Albert Abreu, RHP (#11):

Age/Date of Birth: 24 Years Old (09/26/1995)

2019 Team(s): Trenton Thunder (Double A)

2019 MiLB Statistics: 5-8 Record, 4.28 ERA, 1.61 WHIP, 96.2 Innings, 91 Strikeouts, 53 Walk, (23 Games, 20 Games Started)

Bats/Throws: Right/Right

Height/Weight: 6’2”/175 Pounds

Acquired: Traded to the New York Yankees from the Houston Astros in the Brian McCann Deal.

MLB ETA: 2020


Albert Abreu Scouting Grades (20-80 Scale):

Fastball: 65

Curveball: 60

Changeup: 55

Control: 40

Overall: 50


What to Know:

Signed by the Houston Astros for $185,000 out of the Dominican Republic as part of the 2013-2014 signing period, Abreu has always shown that he was a promising fireball pitcher. The big question on him however, as with many hard and fast throwing young prospects, was how he was going to develop. In his signing season he started 14 games in the DSL to a 2.78 ERA over 68.0 innings.

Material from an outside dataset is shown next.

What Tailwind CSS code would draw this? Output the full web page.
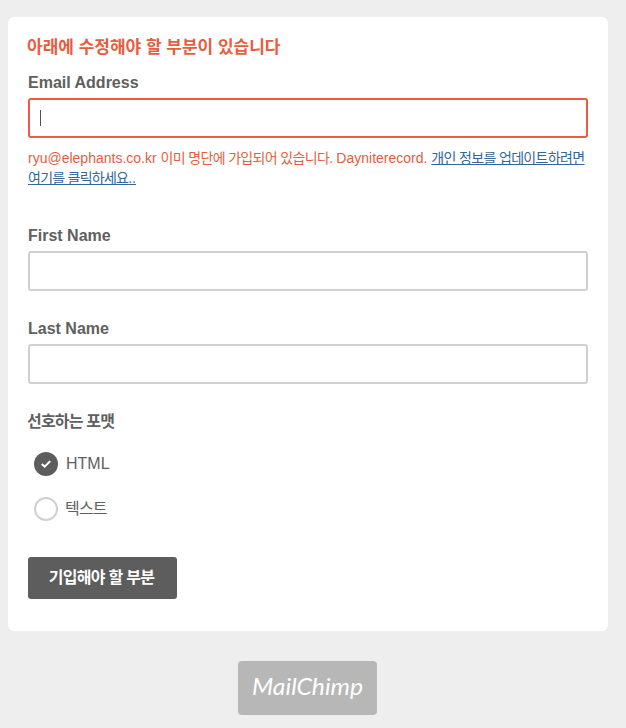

His next season in 2015, Abreu made his American professional baseball debut in the Appalachian League, yet split time in the bullpen and rotation over his 13 games, recording 7 starts. He pitched well again with a 2.51 ERA over 46.2 innings, and earned himself another promotion heading into 2016.

Starting in the Mid-Atlantic League (Class A), Abreu again spent a decent part of his season in the bullpen, starting 14 games of 21 appearances. He did see an increase to his ERA up to 3.50 over 90.0 innings, but still earned a late season bump up to the California League (Class A Advanced) for a quick 3 game stint. This helped prove his worth into an offseason trade, alongside Jorge Guzman (later traded for Giancarlo Stanton) to the New York Yankees for Brian McCann.

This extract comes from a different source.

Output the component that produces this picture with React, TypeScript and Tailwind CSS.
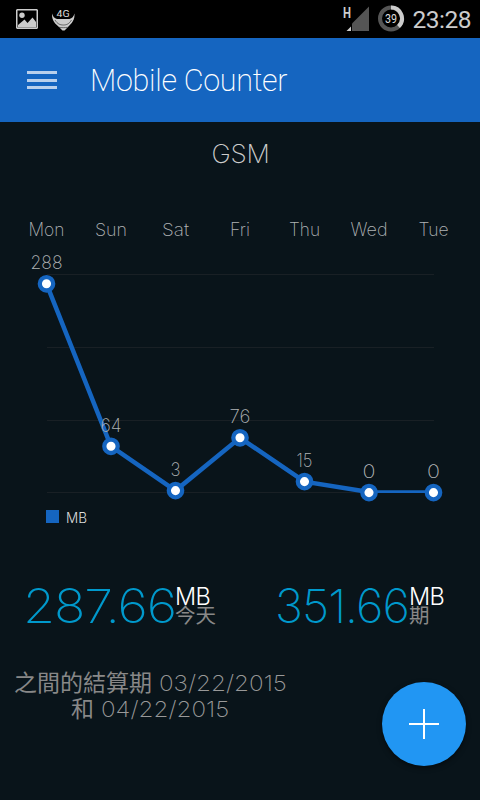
const display = "font-['Inter','Noto_Sans_CJK_TC',sans-serif]";

const points = [
  { day: 'Mon', value: '288', x: 46.5, y: 283.8, w: 36, vw: 32 },
  { day: 'Sun', value: '64', x: 111, y: 446.3, w: 32, vw: 21 },
  { day: 'Sat', value: '3', x: 175.5, y: 490.6, w: 27, vw: 10 },
  { day: 'Fri', value: '76', x: 240, y: 437.8, w: 20, vw: 21 },
  { day: 'Thu', value: '15', x: 304.5, y: 481.6, w: 31, vw: 16 },
  { day: 'Wed', value: '0', x: 369, y: 492.6, w: 37, vw: 13 },
  { day: 'Tue', value: '0', x: 433.5, y: 492.6, w: 30, vw: 13 },
];

function StatusBar() {
  return (
    <div className="flex h-[38px] items-center bg-black text-[#cccccc]">
      <svg className="ml-4 block" width="22" height="21" viewBox="0 0 22 21">
        <path fillRule="evenodd" fill="#cccccc" d="M1 0h20l1 1v18l-1 1H1l-1-1V1zM1.500 1.500v17h19v-17z" />
        <circle cx="6" cy="6.3" r="2.7" fill="#cccccc" />
        <path fill="#cccccc" d="M2 18.500v-2.500l6.500-5.500 3 3.500 5-5.500 3.500 4.500v5.500z" />
      </svg>
      <svg className="ml-[14px] block" width="23" height="24" viewBox="0 0 23 24">
        <path fill="#cccccc" d="M0 6.500C.8 9.500 2.500 11.500 5 12h12.500c2.500-.5 4.200-2.500 5-5.500.3 4-1 7-2.800 9.500L16 20l-3.500 3.500h-2L7 20l-3.800-3.500C1 14 -.3 10.500 0 6.500z" />
        <path fill="none" stroke="#222" strokeWidth="0.6" d="M3 13c2.500 4 5 5 8.300 5s5.700-1 8.200-5M7 20.300c2 .5 6.500.5 8.500 0" />
        <text x="4.500" y="9.500" fontSize="9.5" fill="#dddddd" fontFamily="Roboto" textLength="13" lengthAdjust="spacingAndGlyphs">4G</text>
      </svg>
      <svg className="ml-auto block" width="28" height="28" viewBox="0 0 28 28">
        <text x="1" y="13" fontSize="14" fontWeight="700" fill="#cccccc" fontFamily="Roboto" textLength="8" lengthAdjust="spacingAndGlyphs">H</text>
        <path d="M10 26V18.500L27 1.500V26z" fill="#555555" />
        <path d="M4.500 26 9 21.500V26z" fill="#cccccc" />
      </svg>
      <svg className="ml-[7px] block" width="28" height="28" viewBox="0 0 28 28">
        <circle cx="14" cy="13.5" r="11" fill="none" stroke="#555555" strokeWidth="4" />
        <path d="M14 2.500A11 11 0 0 1 21.500 21.500" fill="none" stroke="#cccccc" strokeWidth="4" />
        <text x="8" y="18.2" fontSize="13" fill="#dddddd" fontFamily="Roboto" textLength="12" lengthAdjust="spacingAndGlyphs">39</text>
      </svg>
      <span className="ml-[7px] mr-[9px] mt-[2px] font-['Roboto',sans-serif] text-[24.500px] leading-none tracking-[-0.5px]">23:28</span>
    </div>
  );
}

function Header() {
  return (
    <header className="flex h-[84px] items-center bg-[#1565c0]">
      <div className="ml-[27px] flex w-[30px] flex-col gap-[4.500px]">
        <i className="h-[3px] bg-[#b9d0ec]" />
        <i className="h-[3px] bg-[#b9d0ec]" />
        <i className="h-[3px] bg-[#b9d0ec]" />
      </div>
      <h1 className="ml-[33px] mt-[2px] font-['Roboto',sans-serif] text-[30.500px] font-extralight leading-none tracking-[-0.300px] text-white">Mobile Counter</h1>
    </header>
  );
}

function Chart() {
  return (
    <svg className="block" width="480" height="330" viewBox="0 210 480 330" fontFamily="Inter, sans-serif" fontWeight="200">
      {[274.5, 347.5, 420.5, 492.5].map((y) => (
        <path key={y} d={`M47 ${y}H434`} stroke="#192025" />
      ))}
      <path d="M46.500 283.800 111 446.300 175.500 490.600 240 437.800 304.500 481.600 369 492" fill="none" stroke="#1565c0" strokeWidth="4.5" />
      <path d="M369 491.600H433.500" stroke="#1565c0" strokeWidth="2.7" />
      {points.map((p) => (
        <g key={p.day}>
          <circle cx={p.x} cy={p.y} r="6.7" fill="white" stroke="#1565c0" strokeWidth="4.3" />
          <text x={p.x - p.w / 2} y="236" fontSize="18" fill="#b0b3b5" textLength={p.w} lengthAdjust="spacingAndGlyphs">{p.day}</text>
          <text x={p.x - p.vw / 2} y={p.y - 14.5} fontSize="18.5" fill="#b0b3b5" textLength={p.vw} lengthAdjust="spacingAndGlyphs">{p.value}</text>
        </g>
      ))}
      <rect x="46" y="510" width="13" height="13" fill="#1565c0" />
      <text x="66" y="523" fontSize="14" fontWeight="300" fill="#dddddd" textLength="21" lengthAdjust="spacingAndGlyphs">MB</text>
    </svg>
  );
}

function Total({ amount, label, className, amountClass }: { amount: string; label: string; className: string; amountClass: string }) {
  return (
    <div className={`flex items-start ${className}`}>
      <span className={`block w-[152px] origin-left tracking-[-0.950px] ${amountClass}`}>{amount}</span>
      <div className="flex flex-col pt-[9px]">
        <span className="text-[23.500px] font-light leading-[19px] tracking-[-0.700px] text-white">MB</span>
        <span className="text-[20.500px] font-normal leading-[19px] text-[#888888]">{label}</span>
      </div>
    </div>
  );
}

export default function App() {
  return (
    <div className={`flex h-[800px] w-[480px] flex-col overflow-hidden bg-[#09141a] ${display}`}>
      <StatusBar />
      <Header />
      <h2 className="flex h-[88px] justify-center pl-px pt-[16px] text-[26px] font-extralight leading-[32px] tracking-[-0.300px] text-[#cccccc]">GSM</h2>
      <Chart />
      <div className="flex h-[115px] pt-[38px] text-[47px] font-extralight leading-[56px] text-[#0099cc]">
        <Total amount="287.66" label="今天" className="ml-[23px] w-[252px]" amountClass="scale-x-[1.105]" />
        <Total amount="351.66" label="期" className="" amountClass="max-w-[134px]" />
      </div>
      <div className="flex items-start">
        <p className="ml-[14px] mt-[15px] w-[274px] text-center text-[22px] font-extralight leading-[26px] text-[#999999]">
          <span className="flex items-center justify-between">
            <span className="text-[23px] font-normal text-[#888888]">之間的結算期</span>
            <span className="block w-[129px] whitespace-nowrap text-left"><span className="inline-block origin-left scale-x-[1.100]">03/22/2015</span></span>
          </span>
          <span className="flex items-center justify-between pl-[57px]">
            <span className="text-[23px] font-normal text-[#888888]">和</span>
            <span className="block w-[187px] whitespace-nowrap text-left"><span className="inline-block origin-left scale-x-[1.100]">04/22/2015</span></span>
          </span>
        </p>
        <button className="ml-auto mr-[14px] mt-[27px] flex size-[84px] items-center justify-center rounded-full bg-[#2196f3] shadow-[0_2px_5px_rgba(0,0,0,0.5)]">
          <svg width="30" height="30" viewBox="0 0 30 30" stroke="white" strokeWidth="2">
            <path d="M15 0V30M0 15H30" />
          </svg>
        </button>
      </div>
    </div>
  );
}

After arriving with the Yankees, Albert Abreu moved back down to start the season in Class A with the Charleston RiverDogs. Pitching in 3 games with 2 starts, Abreu recorded a 1.84 ERA and earned another shot in Class A Advanced with the Tampa Tarpons. Again, he struggled, although less so than the year before with a 4.19 ERA over 9 games and 9 starts. However, this season did feature his first stints on the IL, which happened on two different occasions, first from May 2nd to May 19th and the second from June 7th to August 20th. This also brought him a quick stint in the GCL. However, the Yankees did select his contract, adding him to the 40-Man Roster.

2018 brought about a similar season for Abreu as he again found himself making some stints on the IL and back down, from April 5th to April 29th and again from June 30th to August 11th, which again sent him to the GCL. When healthy he did pitch 13 games with the Tarpons to a 4.16 ERA and earned an end-of-the-season bump to the Trenton Thunder (Double A) for a 1 game stint. And, even so, Abreu’s promise still helped keep him as one of the Yankees top prospects, where he had sat in the Top-10, and ended 2018 at #3 and was ranked as a Top-100 prospect in the league.

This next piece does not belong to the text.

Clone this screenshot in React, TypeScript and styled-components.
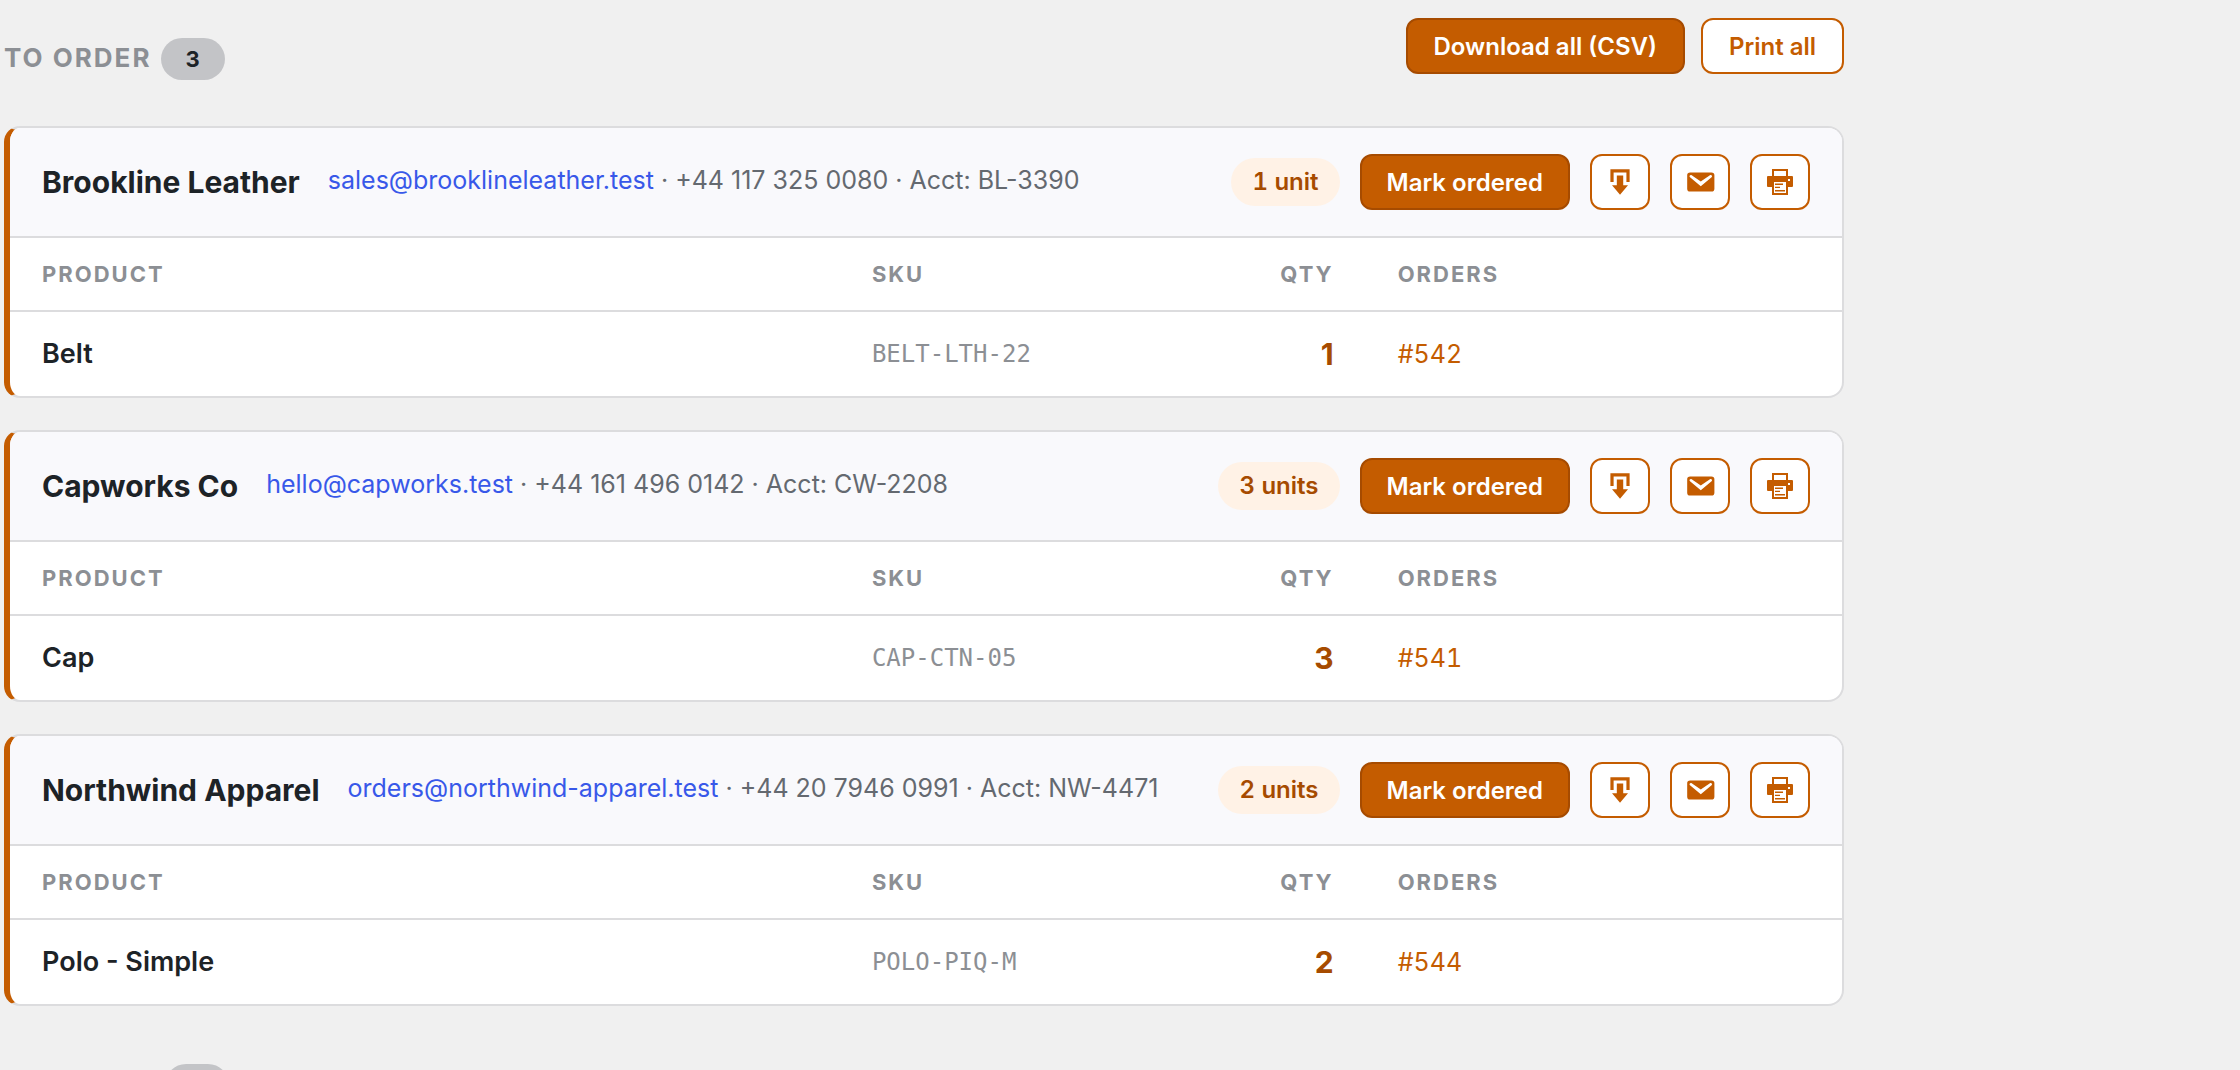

And 2019 brought about more of the same for Albert Abreu, as he again had a stint on the IL which kept him out from July 24th to August 13th. Yet, for the first time he was stable at a level, spending the whole season with the Trenton Thunder. While this isn’t promising for a player who at one time was expected to make the MLB in 2019, after two straight injured seasons the expectation was dropped back a year to 2020. While with the Thunder, he pitched to an okay but uninspiring 4.28 ERA over 23 games (20 starts) and 96.2 innings with a 1.61 WHIP.

Overall, the past three seasons with the Yankees have not been lucky for Abreu as he has dealt with shoulder, elbow, and biceps injuries alongside an emergency appendectomy. Luckily, Abreu does still have incredible tools with three above-average pitches: a 94-98 MPH fastball that can reach up to 101 MPH, a curveball that produces good depth in the mid-80s, and a mid-80s changeup. His delivery also helps with deception against hitters, but has a bad side-effect of producing poor control of his pitches and command of the strike zone.

What Will the Future Hold?

After another season with the Trenton Thunder ending with an ERA above 4.00, Abreu needs to show improvements to reach his potential as a front-line starter. However, given his constant dealing with injuries, this may prove to be a challenge as he lacks consistent playing time to correct mistakes in game. Given his performance with Trenton as well, he could definitely use the time to lower his ERA at the level. If he doesn’t, the Yankees may wish to convert him into a full-time reliever with closer upside, which could have helped him potentially break into the MLB in 2020. Given the current state of everything, a break-in for 2021 should be better expected.

As a prospect, Albert Abreu has already started to see a steep fall from being ranked #3 as recent as last preseason (2019) and could continue to see this continue to happen if he doesn’t continue to prove that a starting role could very well be in his future. His ceiling of being a top-end piece keeps his stock high, but with that possibility shrinking more and more it’s hard to justify his prospect status. Expect more fall from Abreu through 2020.